I’m going to attempt to discuss the subject of visual distress signals, primarily “flares”. For some reason I find this a complicated topic to describe in a written format, but here goes. Feel free to e-mail questions to me if something doesn’t seem clear. The links that I have included in this post are not intended as an endorsement of that particular site, only as a way to illustrate and inform you about a particular kind of visual distress signal. As you read this article, always keep in mind that none of these products and pieces of equipment will keep you safe, but rather it is the use of good judgment and skills that will prevent you from getting into trouble in the first place. Hopefully you will never have to resort to using any of your signaling devices to get help in an emergency.
The minimum requirements for sea kayakers paddling on US Coast Guard patrolled waters is to carry 3 “night” signals when operating between sunset and sunrise. No visual distress signals are “required” for daytime operation. Coast Guard patrolled waters includes the Great Lakes, the Mississippi River, large navigable coastal estuaries and some sections of rivers that drain into the Great Lakes. A local example would be the Milwaukee River from Lake Michigan up to the location where the old North Avenue dam was removed. Obviously you may choose to carry more than the minimum or you may choose to carry some signals that are not Coast Guard approved in addition to the USCG minimums that make you “legal”.
When choosing which visual distress signals to carry to meet your legal requirements, you do need to remember that not all signals work at night. Smoke flares and dye markers are not visible at night, so they do not meet the Coast Guard requirements, but they can both be very useful when you are attempting to be seen from the air during the day. You also need to think about whose attention you will be trying to gain with your signals if you run into trouble. Will you be trying to alert people on shore, other boaters, or planes flying overhead? Are you in an area with a lot of people on shore and/or boat traffic or are you in a very remote area with no one likely to be found for miles around? How much money can you afford to spend? Where will you carry your signaling devices?
There is an amazing array of visual distress signals from which to choose. In this post I’m going to talk about the pyrotechnic devices that you can use to get the attention of other people to signal you are in distress and the ones that can be used to assist the emergency responders in locating you when they come looking. Some of these devices are “hand held” meaning that you will be holding a burning/smoking stick in your hands. The aerial devices involve launching a flare into the air. Some aerial flares have a self-contained launcher built into the flare while others require a separate gun or launcher to propel the flare into the air. Flares vary widely in size, burn time, heights that they can reach, and price.
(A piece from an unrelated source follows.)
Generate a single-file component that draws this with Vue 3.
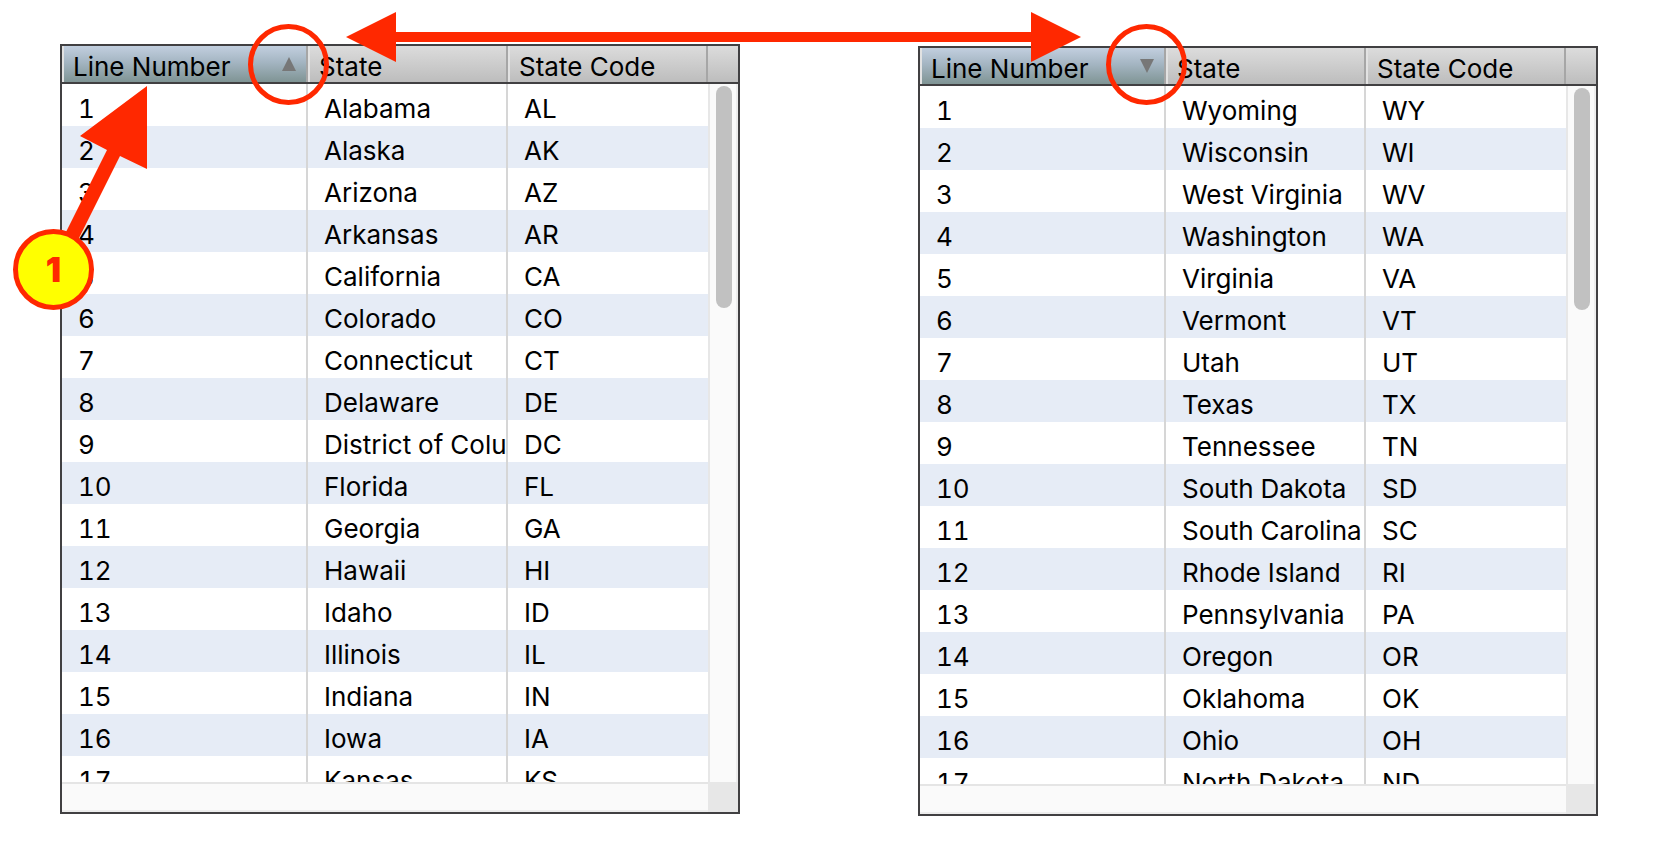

All flares have expiration dates and need to be replaced approximately every 3 years. Expired flares do not meet your legal requirements, but you may want to continue to carry them in addition to your fresh flares for additional safety backup. Remember that whatever distress signals you choose to carry, you will need to be able to deploy them most likely while being thrown around in wind and waves with gloved hands or fingers that are becoming cold incapacitated. Devices requiring precise hand-eye coordination and manual dexterity probably are not a good choice.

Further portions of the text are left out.